Begin
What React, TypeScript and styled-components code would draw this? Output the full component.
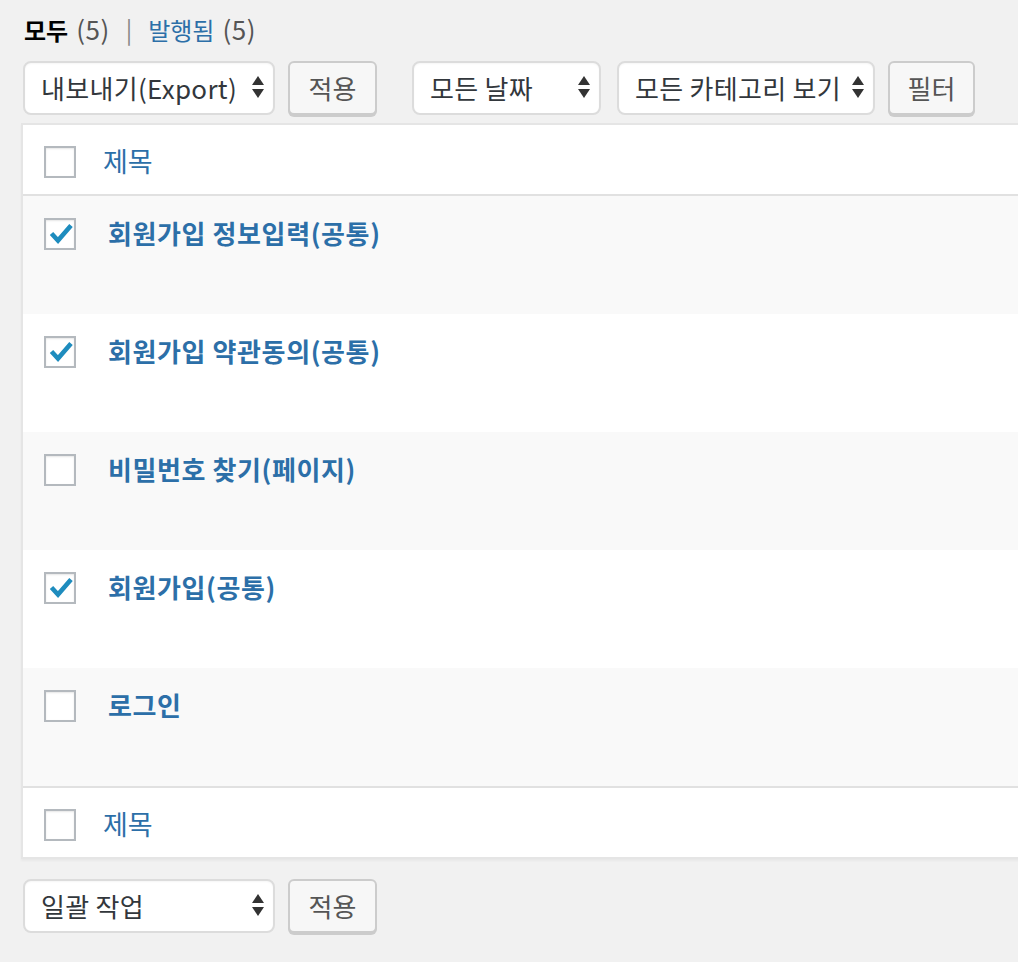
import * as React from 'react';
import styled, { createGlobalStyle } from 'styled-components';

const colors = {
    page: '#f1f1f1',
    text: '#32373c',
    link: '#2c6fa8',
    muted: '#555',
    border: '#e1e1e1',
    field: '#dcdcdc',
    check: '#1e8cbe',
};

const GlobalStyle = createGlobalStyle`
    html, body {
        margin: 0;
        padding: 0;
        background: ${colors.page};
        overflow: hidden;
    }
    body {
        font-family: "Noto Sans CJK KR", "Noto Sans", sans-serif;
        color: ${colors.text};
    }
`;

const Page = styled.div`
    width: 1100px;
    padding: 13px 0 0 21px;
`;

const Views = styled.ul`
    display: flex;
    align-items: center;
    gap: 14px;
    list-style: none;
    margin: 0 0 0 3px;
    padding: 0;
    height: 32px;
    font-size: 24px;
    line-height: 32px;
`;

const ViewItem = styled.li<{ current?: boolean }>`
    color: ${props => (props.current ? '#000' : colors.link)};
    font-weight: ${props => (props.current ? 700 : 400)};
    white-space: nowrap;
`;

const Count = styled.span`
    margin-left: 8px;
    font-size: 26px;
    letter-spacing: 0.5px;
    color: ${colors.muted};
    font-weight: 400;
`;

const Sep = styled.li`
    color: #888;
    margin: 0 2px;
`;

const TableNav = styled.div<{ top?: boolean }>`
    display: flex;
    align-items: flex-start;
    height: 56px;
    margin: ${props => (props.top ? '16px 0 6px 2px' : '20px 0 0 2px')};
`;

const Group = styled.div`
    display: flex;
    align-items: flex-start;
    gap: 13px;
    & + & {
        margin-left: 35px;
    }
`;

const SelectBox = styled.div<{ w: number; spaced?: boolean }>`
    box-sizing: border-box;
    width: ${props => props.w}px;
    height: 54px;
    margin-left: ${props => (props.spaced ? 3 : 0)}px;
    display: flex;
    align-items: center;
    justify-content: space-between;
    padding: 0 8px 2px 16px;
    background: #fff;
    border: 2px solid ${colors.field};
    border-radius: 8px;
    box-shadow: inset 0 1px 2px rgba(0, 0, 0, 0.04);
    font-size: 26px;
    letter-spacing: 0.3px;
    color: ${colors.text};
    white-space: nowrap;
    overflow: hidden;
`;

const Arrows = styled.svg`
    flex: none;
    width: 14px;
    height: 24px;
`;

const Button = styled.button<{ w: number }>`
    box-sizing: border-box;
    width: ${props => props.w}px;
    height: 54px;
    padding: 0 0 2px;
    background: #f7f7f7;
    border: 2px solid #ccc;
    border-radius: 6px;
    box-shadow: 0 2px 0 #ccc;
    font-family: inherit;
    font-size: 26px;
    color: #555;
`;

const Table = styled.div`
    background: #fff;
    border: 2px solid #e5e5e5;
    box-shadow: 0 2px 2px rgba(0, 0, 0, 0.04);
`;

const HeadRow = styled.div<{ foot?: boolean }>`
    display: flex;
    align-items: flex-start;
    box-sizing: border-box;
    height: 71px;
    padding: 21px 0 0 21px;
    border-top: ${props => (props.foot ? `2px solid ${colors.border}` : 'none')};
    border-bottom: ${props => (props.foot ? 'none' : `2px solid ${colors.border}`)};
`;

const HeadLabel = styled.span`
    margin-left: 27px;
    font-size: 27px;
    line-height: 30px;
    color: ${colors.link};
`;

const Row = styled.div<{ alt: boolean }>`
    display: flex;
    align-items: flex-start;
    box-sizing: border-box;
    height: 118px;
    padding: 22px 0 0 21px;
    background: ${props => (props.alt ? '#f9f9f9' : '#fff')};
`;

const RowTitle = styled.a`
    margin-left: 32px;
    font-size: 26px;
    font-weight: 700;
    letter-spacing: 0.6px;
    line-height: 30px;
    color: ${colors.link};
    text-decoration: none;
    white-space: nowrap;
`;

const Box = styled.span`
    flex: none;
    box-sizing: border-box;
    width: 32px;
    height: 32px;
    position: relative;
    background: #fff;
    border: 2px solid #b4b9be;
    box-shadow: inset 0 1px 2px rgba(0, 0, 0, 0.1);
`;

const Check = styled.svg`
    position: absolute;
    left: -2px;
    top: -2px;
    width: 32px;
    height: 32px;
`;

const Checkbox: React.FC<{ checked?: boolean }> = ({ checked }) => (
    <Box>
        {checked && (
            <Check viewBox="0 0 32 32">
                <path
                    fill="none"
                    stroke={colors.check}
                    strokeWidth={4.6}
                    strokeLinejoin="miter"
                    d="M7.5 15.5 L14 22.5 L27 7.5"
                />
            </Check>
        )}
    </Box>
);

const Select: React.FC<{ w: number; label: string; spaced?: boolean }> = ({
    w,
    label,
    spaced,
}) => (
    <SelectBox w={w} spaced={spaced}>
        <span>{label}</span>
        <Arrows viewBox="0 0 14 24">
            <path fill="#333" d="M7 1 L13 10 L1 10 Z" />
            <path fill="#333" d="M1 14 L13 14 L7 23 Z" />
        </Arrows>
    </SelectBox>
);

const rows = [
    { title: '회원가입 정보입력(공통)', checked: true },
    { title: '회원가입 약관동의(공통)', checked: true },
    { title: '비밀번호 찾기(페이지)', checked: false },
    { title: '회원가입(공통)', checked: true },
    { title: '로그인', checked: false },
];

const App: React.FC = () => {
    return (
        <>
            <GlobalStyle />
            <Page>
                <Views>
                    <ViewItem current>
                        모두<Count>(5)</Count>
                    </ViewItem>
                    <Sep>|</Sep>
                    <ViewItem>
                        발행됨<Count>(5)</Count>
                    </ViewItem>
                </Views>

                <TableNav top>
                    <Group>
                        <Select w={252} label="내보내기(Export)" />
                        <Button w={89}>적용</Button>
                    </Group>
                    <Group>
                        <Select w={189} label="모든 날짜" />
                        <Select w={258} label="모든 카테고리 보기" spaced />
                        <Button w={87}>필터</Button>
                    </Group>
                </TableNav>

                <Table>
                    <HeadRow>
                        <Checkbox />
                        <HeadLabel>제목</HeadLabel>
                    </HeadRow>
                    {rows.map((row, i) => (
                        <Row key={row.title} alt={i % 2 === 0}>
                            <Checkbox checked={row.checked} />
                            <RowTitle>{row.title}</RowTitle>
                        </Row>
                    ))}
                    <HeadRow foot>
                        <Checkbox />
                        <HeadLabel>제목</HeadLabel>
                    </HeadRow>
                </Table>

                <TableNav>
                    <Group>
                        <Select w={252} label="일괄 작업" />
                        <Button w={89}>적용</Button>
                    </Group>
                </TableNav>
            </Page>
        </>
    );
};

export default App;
End
Task
Transcribe the preceding listing in its entirety and with exact wording, leaving out pictures.

Task output
What React, TypeScript and styled-components code would draw this? Output the full component.
import * as React from 'react';
import styled, { createGlobalStyle } from 'styled-components';

const colors = {
    page: '#f1f1f1',
    text: '#32373c',
    link: '#2c6fa8',
    muted: '#555',
    border: '#e1e1e1',
    field: '#dcdcdc',
    check: '#1e8cbe',
};

const GlobalStyle = createGlobalStyle`
    html, body {
        margin: 0;
        padding: 0;
        background: ${colors.page};
        overflow: hidden;
    }
    body {
        font-family: "Noto Sans CJK KR", "Noto Sans", sans-serif;
        color: ${colors.text};
    }
`;

const Page = styled.div`
    width: 1100px;
    padding: 13px 0 0 21px;
`;

const Views = styled.ul`
    display: flex;
    align-items: center;
    gap: 14px;
    list-style: none;
    margin: 0 0 0 3px;
    padding: 0;
    height: 32px;
    font-size: 24px;
    line-height: 32px;
`;

const ViewItem = styled.li<{ current?: boolean }>`
    color: ${props => (props.current ? '#000' : colors.link)};
    font-weight: ${props => (props.current ? 700 : 400)};
    white-space: nowrap;
`;

const Count = styled.span`
    margin-left: 8px;
    font-size: 26px;
    letter-spacing: 0.5px;
    color: ${colors.muted};
    font-weight: 400;
`;

const Sep = styled.li`
    color: #888;
    margin: 0 2px;
`;

const TableNav = styled.div<{ top?: boolean }>`
    display: flex;
    align-items: flex-start;
    height: 56px;
    margin: ${props => (props.top ? '16px 0 6px 2px' : '20px 0 0 2px')};
`;

const Group = styled.div`
    display: flex;
    align-items: flex-start;
    gap: 13px;
    & + & {
        margin-left: 35px;
    }
`;

const SelectBox = styled.div<{ w: number; spaced?: boolean }>`
    box-sizing: border-box;
    width: ${props => props.w}px;
    height: 54px;
    margin-left: ${props => (props.spaced ? 3 : 0)}px;
    display: flex;
    align-items: center;
    justify-content: space-between;
    padding: 0 8px 2px 16px;
    background: #fff;
    border: 2px solid ${colors.field};
    border-radius: 8px;
    box-shadow: inset 0 1px 2px rgba(0, 0, 0, 0.04);
    font-size: 26px;
    letter-spacing: 0.3px;
    color: ${colors.text};
    white-space: nowrap;
    overflow: hidden;
`;

const Arrows = styled.svg`
    flex: none;
    width: 14px;
    height: 24px;
`;

const Button = styled.button<{ w: number }>`
    box-sizing: border-box;
    width: ${props => props.w}px;
    height: 54px;
    padding: 0 0 2px;
    background: #f7f7f7;
    border: 2px solid #ccc;
    border-radius: 6px;
    box-shadow: 0 2px 0 #ccc;
    font-family: inherit;
    font-size: 26px;
    color: #555;
`;

const Table = styled.div`
    background: #fff;
    border: 2px solid #e5e5e5;
    box-shadow: 0 2px 2px rgba(0, 0, 0, 0.04);
`;

const HeadRow = styled.div<{ foot?: boolean }>`
    display: flex;
    align-items: flex-start;
    box-sizing: border-box;
    height: 71px;
    padding: 21px 0 0 21px;
    border-top: ${props => (props.foot ? `2px solid ${colors.border}` : 'none')};
    border-bottom: ${props => (props.foot ? 'none' : `2px solid ${colors.border}`)};
`;

const HeadLabel = styled.span`
    margin-left: 27px;
    font-size: 27px;
    line-height: 30px;
    color: ${colors.link};
`;

const Row = styled.div<{ alt: boolean }>`
    display: flex;
    align-items: flex-start;
    box-sizing: border-box;
    height: 118px;
    padding: 22px 0 0 21px;
    background: ${props => (props.alt ? '#f9f9f9' : '#fff')};
`;

const RowTitle = styled.a`
    margin-left: 32px;
    font-size: 26px;
    font-weight: 700;
    letter-spacing: 0.6px;
    line-height: 30px;
    color: ${colors.link};
    text-decoration: none;
    white-space: nowrap;
`;

const Box = styled.span`
    flex: none;
    box-sizing: border-box;
    width: 32px;
    height: 32px;
    position: relative;
    background: #fff;
    border: 2px solid #b4b9be;
    box-shadow: inset 0 1px 2px rgba(0, 0, 0, 0.1);
`;

const Check = styled.svg`
    position: absolute;
    left: -2px;
    top: -2px;
    width: 32px;
    height: 32px;
`;

const Checkbox: React.FC<{ checked?: boolean }> = ({ checked }) => (
    <Box>
        {checked && (
            <Check viewBox="0 0 32 32">
                <path
                    fill="none"
                    stroke={colors.check}
                    strokeWidth={4.6}
                    strokeLinejoin="miter"
                    d="M7.5 15.5 L14 22.5 L27 7.5"
                />
            </Check>
        )}
    </Box>
);

const Select: React.FC<{ w: number; label: string; spaced?: boolean }> = ({
    w,
    label,
    spaced,
}) => (
    <SelectBox w={w} spaced={spaced}>
        <span>{label}</span>
        <Arrows viewBox="0 0 14 24">
            <path fill="#333" d="M7 1 L13 10 L1 10 Z" />
            <path fill="#333" d="M1 14 L13 14 L7 23 Z" />
        </Arrows>
    </SelectBox>
);

const rows = [
    { title: '회원가입 정보입력(공통)', checked: true },
    { title: '회원가입 약관동의(공통)', checked: true },
    { title: '비밀번호 찾기(페이지)', checked: false },
    { title: '회원가입(공통)', checked: true },
    { title: '로그인', checked: false },
];

const App: React.FC = () => {
    return (
        <>
            <GlobalStyle />
            <Page>
                <Views>
                    <ViewItem current>
                        모두<Count>(5)</Count>
                    </ViewItem>
                    <Sep>|</Sep>
                    <ViewItem>
                        발행됨<Count>(5)</Count>
                    </ViewItem>
                </Views>

                <TableNav top>
                    <Group>
                        <Select w={252} label="내보내기(Export)" />
                        <Button w={89}>적용</Button>
                    </Group>
                    <Group>
                        <Select w={189} label="모든 날짜" />
                        <Select w={258} label="모든 카테고리 보기" spaced />
                        <Button w={87}>필터</Button>
                    </Group>
                </TableNav>

                <Table>
                    <HeadRow>
                        <Checkbox />
                        <HeadLabel>제목</HeadLabel>
                    </HeadRow>
                    {rows.map((row, i) => (
                        <Row key={row.title} alt={i % 2 === 0}>
                            <Checkbox checked={row.checked} />
                            <RowTitle>{row.title}</RowTitle>
                        </Row>
                    ))}
                    <HeadRow foot>
                        <Checkbox />
                        <HeadLabel>제목</HeadLabel>
                    </HeadRow>
                </Table>

                <TableNav>
                    <Group>
                        <Select w={252} label="일괄 작업" />
                        <Button w={89}>적용</Button>
                    </Group>
                </TableNav>
            </Page>
        </>
    );
};

export default App;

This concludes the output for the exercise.